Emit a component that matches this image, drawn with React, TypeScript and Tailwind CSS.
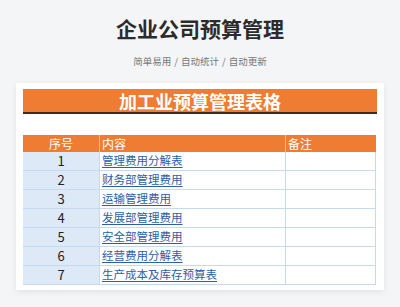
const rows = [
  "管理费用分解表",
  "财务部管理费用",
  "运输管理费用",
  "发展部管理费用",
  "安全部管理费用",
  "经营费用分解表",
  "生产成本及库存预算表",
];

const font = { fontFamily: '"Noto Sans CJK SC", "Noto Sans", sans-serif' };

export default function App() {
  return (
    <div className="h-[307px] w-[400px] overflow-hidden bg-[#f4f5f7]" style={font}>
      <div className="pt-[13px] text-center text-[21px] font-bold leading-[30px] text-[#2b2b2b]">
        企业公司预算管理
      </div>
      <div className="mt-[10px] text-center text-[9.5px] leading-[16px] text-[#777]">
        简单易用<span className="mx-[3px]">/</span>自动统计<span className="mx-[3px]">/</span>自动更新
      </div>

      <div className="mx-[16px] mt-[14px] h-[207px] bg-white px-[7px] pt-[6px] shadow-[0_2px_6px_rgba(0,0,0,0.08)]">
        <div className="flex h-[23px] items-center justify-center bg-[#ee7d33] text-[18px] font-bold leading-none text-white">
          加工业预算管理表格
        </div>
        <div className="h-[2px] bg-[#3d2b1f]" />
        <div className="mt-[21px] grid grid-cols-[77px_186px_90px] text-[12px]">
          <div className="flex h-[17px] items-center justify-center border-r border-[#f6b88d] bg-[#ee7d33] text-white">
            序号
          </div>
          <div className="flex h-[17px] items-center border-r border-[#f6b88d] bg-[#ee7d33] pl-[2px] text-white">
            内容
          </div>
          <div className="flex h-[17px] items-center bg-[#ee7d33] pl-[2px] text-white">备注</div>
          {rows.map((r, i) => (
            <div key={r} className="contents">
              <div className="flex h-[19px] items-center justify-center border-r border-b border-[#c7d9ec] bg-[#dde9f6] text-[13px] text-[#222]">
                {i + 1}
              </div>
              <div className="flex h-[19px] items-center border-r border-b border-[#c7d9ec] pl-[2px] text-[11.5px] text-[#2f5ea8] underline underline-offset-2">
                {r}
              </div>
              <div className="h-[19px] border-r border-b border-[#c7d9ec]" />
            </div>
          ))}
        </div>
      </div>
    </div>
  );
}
----------------
▶ WHAT THE TASK ASKS
Transcribe the material exactly, and leave out whatever pictures it holds.

▶ RESULT BELOW
Emit a component that matches this image, drawn with React, TypeScript and Tailwind CSS.
const rows = [
  "管理费用分解表",
  "财务部管理费用",
  "运输管理费用",
  "发展部管理费用",
  "安全部管理费用",
  "经营费用分解表",
  "生产成本及库存预算表",
];

const font = { fontFamily: '"Noto Sans CJK SC", "Noto Sans", sans-serif' };

export default function App() {
  return (
    <div className="h-[307px] w-[400px] overflow-hidden bg-[#f4f5f7]" style={font}>
      <div className="pt-[13px] text-center text-[21px] font-bold leading-[30px] text-[#2b2b2b]">
        企业公司预算管理
      </div>
      <div className="mt-[10px] text-center text-[9.5px] leading-[16px] text-[#777]">
        简单易用<span className="mx-[3px]">/</span>自动统计<span className="mx-[3px]">/</span>自动更新
      </div>

      <div className="mx-[16px] mt-[14px] h-[207px] bg-white px-[7px] pt-[6px] shadow-[0_2px_6px_rgba(0,0,0,0.08)]">
        <div className="flex h-[23px] items-center justify-center bg-[#ee7d33] text-[18px] font-bold leading-none text-white">
          加工业预算管理表格
        </div>
        <div className="h-[2px] bg-[#3d2b1f]" />
        <div className="mt-[21px] grid grid-cols-[77px_186px_90px] text-[12px]">
          <div className="flex h-[17px] items-center justify-center border-r border-[#f6b88d] bg-[#ee7d33] text-white">
            序号
          </div>
          <div className="flex h-[17px] items-center border-r border-[#f6b88d] bg-[#ee7d33] pl-[2px] text-white">
            内容
          </div>
          <div className="flex h-[17px] items-center bg-[#ee7d33] pl-[2px] text-white">备注</div>
          {rows.map((r, i) => (
            <div key={r} className="contents">
              <div className="flex h-[19px] items-center justify-center border-r border-b border-[#c7d9ec] bg-[#dde9f6] text-[13px] text-[#222]">
                {i + 1}
              </div>
              <div className="flex h-[19px] items-center border-r border-b border-[#c7d9ec] pl-[2px] text-[11.5px] text-[#2f5ea8] underline underline-offset-2">
                {r}
              </div>
              <div className="h-[19px] border-r border-b border-[#c7d9ec]" />
            </div>
          ))}
        </div>
      </div>
    </div>
  );
}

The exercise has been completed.